Direction: Find the word "screenshot" in the data. Return every line where it appears.

Interface markup and scripts
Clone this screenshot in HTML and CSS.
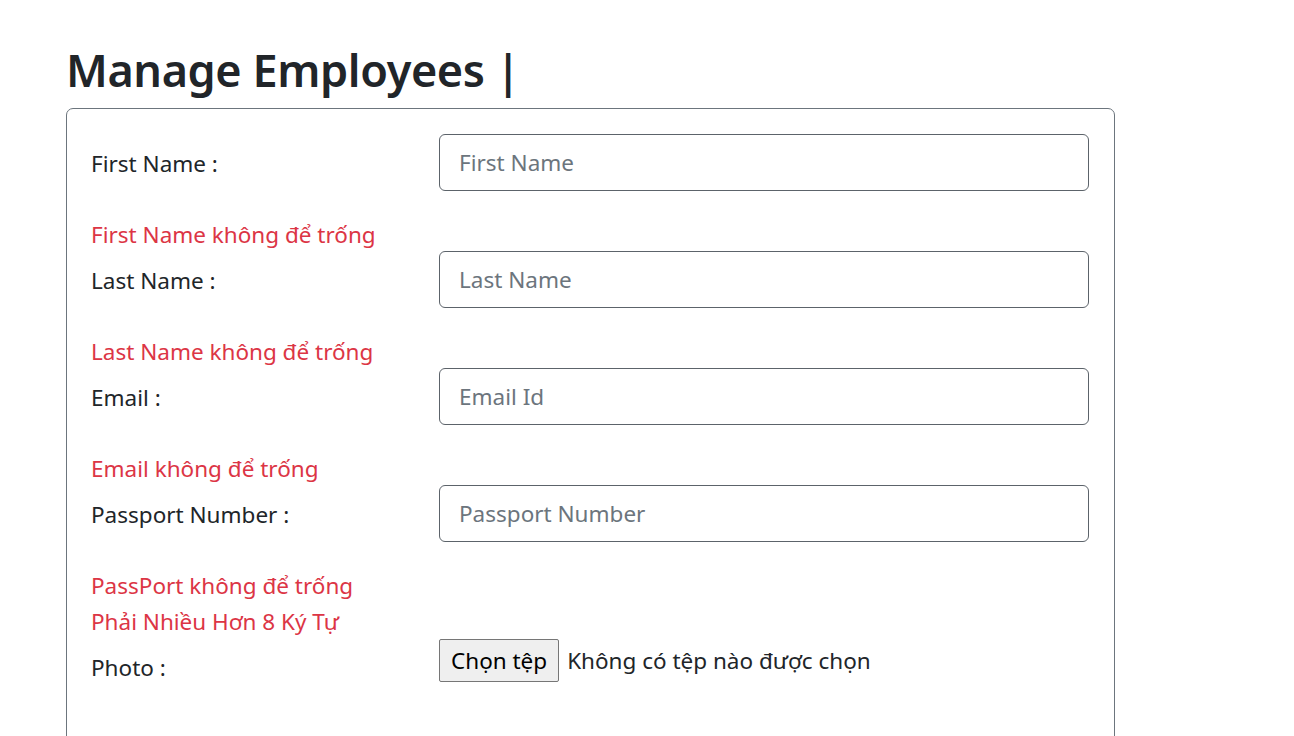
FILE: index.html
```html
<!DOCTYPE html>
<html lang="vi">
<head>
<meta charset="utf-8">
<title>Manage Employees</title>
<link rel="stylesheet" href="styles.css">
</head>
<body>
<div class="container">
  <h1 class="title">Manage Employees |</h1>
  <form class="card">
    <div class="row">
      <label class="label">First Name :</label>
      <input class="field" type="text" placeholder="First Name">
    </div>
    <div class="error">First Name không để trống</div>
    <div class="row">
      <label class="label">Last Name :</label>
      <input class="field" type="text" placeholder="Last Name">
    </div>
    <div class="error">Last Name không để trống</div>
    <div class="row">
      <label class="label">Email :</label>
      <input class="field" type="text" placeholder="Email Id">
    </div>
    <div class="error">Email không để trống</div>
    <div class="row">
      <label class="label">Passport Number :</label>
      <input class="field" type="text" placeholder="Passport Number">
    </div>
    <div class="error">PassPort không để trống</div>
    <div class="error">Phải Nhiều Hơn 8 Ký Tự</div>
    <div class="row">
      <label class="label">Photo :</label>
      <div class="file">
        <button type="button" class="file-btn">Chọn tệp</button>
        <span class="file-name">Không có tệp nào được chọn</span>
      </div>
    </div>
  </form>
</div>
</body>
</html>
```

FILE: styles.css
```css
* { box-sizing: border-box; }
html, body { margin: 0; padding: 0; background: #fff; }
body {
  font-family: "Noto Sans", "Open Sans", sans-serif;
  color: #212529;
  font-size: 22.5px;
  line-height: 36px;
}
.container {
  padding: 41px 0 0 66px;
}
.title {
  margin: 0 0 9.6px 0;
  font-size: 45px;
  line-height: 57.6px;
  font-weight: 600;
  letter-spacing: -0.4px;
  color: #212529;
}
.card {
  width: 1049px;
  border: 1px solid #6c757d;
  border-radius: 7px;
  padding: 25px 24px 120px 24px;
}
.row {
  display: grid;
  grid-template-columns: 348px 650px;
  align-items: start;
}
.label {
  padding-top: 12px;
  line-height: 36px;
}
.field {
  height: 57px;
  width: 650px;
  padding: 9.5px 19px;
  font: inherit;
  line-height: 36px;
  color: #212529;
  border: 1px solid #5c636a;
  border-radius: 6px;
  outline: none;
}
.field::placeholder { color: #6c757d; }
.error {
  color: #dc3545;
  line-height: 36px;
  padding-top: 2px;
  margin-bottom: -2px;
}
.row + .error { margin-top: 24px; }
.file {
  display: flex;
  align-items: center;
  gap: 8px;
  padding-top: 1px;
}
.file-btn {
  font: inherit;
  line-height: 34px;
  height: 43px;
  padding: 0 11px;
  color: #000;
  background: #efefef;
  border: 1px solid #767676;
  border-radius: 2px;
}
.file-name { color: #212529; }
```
---
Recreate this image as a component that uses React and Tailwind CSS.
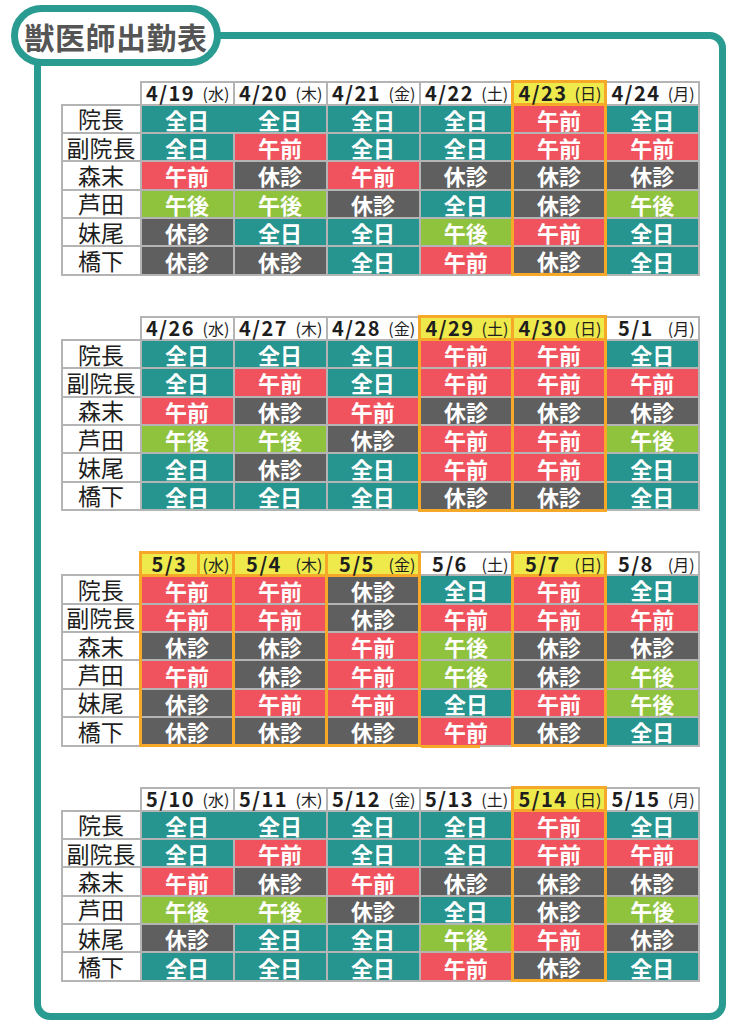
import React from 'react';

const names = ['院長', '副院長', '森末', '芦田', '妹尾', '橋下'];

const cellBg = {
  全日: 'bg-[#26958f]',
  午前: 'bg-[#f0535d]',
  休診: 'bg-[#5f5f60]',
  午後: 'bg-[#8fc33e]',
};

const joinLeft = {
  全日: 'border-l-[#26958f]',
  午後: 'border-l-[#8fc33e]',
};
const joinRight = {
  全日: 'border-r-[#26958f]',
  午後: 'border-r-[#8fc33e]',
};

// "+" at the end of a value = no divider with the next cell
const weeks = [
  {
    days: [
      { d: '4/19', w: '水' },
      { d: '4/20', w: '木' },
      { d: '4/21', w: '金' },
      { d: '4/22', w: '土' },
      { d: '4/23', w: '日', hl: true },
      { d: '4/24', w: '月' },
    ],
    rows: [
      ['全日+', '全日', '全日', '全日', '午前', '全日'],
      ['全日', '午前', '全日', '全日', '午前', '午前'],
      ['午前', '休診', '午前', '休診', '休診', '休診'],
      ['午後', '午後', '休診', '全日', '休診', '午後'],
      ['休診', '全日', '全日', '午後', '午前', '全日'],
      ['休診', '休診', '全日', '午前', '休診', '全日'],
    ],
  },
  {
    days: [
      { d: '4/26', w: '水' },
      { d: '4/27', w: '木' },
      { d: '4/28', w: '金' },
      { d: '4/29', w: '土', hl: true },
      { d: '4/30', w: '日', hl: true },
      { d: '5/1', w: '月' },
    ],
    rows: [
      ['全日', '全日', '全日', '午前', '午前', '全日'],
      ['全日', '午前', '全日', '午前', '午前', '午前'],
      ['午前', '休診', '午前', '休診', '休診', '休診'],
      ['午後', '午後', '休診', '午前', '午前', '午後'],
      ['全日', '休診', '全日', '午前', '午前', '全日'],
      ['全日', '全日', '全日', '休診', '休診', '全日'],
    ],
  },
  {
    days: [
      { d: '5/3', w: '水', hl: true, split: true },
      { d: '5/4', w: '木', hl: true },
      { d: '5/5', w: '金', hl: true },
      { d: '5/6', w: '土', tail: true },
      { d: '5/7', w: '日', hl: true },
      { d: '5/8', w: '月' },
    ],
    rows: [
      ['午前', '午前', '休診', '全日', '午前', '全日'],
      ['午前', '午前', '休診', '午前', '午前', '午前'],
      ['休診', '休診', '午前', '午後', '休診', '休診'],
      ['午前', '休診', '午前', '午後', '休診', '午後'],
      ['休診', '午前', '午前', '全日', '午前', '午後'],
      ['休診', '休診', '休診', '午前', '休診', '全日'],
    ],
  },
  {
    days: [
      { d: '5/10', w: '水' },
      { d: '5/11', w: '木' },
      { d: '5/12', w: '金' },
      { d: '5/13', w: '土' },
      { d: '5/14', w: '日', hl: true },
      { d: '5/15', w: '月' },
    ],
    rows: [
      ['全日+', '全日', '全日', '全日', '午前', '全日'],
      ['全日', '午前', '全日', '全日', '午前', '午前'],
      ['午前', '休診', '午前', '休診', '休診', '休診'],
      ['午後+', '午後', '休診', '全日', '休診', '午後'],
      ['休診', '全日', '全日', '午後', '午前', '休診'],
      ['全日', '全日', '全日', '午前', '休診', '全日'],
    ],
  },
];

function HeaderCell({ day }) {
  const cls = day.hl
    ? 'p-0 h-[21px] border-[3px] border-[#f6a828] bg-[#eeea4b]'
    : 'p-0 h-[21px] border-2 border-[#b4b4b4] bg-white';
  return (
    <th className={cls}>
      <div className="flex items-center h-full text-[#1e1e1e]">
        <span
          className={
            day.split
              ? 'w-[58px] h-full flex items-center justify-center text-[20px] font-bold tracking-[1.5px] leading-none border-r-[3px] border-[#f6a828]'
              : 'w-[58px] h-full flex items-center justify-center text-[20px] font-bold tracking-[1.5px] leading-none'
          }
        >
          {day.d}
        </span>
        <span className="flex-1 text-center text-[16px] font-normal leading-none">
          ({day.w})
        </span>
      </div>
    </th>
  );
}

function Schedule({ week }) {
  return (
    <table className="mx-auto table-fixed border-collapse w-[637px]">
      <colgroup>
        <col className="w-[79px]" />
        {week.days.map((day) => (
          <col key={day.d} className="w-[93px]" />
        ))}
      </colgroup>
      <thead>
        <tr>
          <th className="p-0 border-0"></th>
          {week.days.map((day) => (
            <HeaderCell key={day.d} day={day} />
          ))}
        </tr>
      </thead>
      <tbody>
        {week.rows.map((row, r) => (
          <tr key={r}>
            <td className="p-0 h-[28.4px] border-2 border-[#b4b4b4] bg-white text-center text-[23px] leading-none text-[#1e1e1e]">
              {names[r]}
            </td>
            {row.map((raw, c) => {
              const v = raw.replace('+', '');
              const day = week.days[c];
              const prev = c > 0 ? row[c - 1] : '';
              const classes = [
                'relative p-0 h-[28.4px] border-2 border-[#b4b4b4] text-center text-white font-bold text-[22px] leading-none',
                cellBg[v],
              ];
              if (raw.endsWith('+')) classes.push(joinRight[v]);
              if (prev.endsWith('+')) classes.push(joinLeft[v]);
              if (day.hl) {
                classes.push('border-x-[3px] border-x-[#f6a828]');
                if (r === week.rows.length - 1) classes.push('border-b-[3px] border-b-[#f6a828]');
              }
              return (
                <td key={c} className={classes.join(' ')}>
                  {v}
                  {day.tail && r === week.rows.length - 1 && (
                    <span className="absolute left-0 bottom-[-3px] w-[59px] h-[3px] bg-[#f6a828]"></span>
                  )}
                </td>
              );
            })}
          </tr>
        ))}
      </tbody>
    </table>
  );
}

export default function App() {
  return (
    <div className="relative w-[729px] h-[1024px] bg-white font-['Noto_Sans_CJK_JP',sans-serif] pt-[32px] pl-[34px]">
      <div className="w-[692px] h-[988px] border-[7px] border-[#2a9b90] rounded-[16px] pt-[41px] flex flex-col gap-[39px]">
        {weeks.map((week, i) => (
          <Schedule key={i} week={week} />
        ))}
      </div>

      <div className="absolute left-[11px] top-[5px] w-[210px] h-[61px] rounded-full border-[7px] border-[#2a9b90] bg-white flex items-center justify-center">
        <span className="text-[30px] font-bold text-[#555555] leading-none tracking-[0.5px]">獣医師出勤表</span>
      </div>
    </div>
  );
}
--
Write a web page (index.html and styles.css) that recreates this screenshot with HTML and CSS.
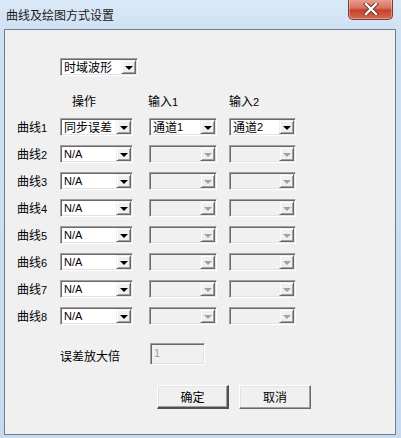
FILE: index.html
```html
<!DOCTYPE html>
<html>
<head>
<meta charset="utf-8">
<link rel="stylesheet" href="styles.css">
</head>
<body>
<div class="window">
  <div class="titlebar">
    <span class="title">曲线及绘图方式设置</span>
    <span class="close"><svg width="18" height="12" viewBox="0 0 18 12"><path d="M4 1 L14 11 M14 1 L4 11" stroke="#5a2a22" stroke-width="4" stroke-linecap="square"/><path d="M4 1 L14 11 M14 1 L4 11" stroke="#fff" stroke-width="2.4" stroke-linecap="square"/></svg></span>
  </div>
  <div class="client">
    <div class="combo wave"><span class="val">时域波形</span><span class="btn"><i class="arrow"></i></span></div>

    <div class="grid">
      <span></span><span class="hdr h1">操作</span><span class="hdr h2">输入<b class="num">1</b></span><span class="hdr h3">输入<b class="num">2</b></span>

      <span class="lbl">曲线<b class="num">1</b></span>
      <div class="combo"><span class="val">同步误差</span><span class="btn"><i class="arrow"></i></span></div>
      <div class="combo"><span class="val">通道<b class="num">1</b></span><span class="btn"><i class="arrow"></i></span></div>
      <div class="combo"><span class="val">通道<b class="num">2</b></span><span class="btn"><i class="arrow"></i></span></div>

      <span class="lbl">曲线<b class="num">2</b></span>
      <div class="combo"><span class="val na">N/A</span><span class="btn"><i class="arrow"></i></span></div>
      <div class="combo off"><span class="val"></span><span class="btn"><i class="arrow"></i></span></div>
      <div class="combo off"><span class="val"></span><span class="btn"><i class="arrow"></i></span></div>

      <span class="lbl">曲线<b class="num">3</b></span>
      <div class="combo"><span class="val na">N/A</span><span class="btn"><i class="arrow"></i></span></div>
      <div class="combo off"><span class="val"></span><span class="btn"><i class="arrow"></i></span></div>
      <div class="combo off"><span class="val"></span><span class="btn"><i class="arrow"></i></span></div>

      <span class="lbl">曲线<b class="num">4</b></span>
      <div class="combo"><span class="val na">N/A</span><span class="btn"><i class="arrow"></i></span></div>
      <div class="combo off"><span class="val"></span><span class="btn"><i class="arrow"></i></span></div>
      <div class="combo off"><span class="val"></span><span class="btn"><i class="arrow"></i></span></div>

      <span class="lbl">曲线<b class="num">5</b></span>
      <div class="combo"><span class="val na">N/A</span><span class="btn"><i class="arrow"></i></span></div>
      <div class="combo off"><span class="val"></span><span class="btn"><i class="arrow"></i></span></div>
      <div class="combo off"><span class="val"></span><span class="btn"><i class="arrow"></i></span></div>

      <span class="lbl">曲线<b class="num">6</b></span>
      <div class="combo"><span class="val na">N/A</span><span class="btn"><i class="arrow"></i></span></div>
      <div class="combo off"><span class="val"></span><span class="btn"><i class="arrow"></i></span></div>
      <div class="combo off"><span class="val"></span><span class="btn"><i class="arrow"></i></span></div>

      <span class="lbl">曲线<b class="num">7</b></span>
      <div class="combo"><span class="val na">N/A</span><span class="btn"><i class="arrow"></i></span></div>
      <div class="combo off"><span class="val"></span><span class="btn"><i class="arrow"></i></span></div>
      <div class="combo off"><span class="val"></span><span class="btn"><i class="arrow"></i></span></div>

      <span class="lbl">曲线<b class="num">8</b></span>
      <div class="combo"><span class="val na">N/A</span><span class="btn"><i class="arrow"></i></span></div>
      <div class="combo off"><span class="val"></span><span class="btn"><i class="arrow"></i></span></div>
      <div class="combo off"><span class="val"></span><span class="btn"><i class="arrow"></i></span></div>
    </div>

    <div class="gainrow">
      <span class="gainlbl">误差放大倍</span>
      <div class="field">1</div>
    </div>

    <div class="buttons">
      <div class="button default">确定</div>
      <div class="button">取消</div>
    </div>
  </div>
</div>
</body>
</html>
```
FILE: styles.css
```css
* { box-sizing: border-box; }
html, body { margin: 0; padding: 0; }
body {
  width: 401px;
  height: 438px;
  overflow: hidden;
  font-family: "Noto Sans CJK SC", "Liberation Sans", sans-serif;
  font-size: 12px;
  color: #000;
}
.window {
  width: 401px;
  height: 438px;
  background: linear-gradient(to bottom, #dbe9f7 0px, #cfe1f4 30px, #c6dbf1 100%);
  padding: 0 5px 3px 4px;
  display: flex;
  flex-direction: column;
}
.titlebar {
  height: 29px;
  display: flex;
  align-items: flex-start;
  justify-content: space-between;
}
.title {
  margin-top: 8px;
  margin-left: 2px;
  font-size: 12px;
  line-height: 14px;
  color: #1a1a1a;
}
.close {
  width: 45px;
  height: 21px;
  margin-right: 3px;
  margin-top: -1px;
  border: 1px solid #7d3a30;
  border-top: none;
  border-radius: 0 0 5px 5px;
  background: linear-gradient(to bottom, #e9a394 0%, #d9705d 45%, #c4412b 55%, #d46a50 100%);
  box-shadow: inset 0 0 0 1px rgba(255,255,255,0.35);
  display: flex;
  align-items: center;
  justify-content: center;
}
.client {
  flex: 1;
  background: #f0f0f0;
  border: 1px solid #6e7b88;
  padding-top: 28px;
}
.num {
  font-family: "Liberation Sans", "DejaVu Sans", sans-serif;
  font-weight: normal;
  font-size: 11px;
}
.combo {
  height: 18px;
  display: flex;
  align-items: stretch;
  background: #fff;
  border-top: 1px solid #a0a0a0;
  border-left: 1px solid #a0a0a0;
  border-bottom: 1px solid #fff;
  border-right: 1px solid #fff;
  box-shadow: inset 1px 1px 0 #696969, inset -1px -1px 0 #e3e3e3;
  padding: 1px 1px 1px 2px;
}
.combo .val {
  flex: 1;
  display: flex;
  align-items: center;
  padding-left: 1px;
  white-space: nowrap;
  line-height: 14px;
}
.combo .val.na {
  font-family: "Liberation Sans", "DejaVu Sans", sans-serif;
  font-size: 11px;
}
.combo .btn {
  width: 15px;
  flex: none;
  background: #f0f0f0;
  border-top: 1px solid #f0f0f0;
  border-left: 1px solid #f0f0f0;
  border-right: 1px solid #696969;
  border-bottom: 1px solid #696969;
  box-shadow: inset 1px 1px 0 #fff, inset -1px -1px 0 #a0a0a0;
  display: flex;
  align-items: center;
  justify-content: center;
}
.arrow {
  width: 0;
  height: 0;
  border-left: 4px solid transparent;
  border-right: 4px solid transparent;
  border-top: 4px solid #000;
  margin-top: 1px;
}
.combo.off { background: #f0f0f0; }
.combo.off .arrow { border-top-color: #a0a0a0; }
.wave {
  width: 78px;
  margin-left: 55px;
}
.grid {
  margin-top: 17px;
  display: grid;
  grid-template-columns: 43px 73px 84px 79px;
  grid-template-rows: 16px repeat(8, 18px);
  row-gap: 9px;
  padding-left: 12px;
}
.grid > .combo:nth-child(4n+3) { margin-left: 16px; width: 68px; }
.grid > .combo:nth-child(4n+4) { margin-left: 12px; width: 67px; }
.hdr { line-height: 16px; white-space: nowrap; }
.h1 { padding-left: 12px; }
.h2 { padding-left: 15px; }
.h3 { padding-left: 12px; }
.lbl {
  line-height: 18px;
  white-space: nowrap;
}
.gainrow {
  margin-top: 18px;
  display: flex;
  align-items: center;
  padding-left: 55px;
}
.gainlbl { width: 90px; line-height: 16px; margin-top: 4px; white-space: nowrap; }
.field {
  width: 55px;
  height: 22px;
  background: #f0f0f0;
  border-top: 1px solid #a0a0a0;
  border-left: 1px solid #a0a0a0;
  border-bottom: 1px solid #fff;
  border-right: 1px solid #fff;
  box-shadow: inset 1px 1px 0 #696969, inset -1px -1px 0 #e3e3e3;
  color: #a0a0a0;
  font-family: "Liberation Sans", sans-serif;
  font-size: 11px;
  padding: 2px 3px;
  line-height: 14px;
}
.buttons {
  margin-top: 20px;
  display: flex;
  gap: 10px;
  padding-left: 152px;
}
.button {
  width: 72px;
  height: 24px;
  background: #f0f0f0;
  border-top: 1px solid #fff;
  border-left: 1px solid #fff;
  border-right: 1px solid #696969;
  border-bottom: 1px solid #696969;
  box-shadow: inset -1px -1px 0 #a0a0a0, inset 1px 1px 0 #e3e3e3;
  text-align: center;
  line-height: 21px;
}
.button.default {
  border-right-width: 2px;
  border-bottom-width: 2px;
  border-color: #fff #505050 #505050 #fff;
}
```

Solution:
Clone this screenshot in HTML and CSS.
Write a web page (index.html and styles.css) that recreates this screenshot with HTML and CSS.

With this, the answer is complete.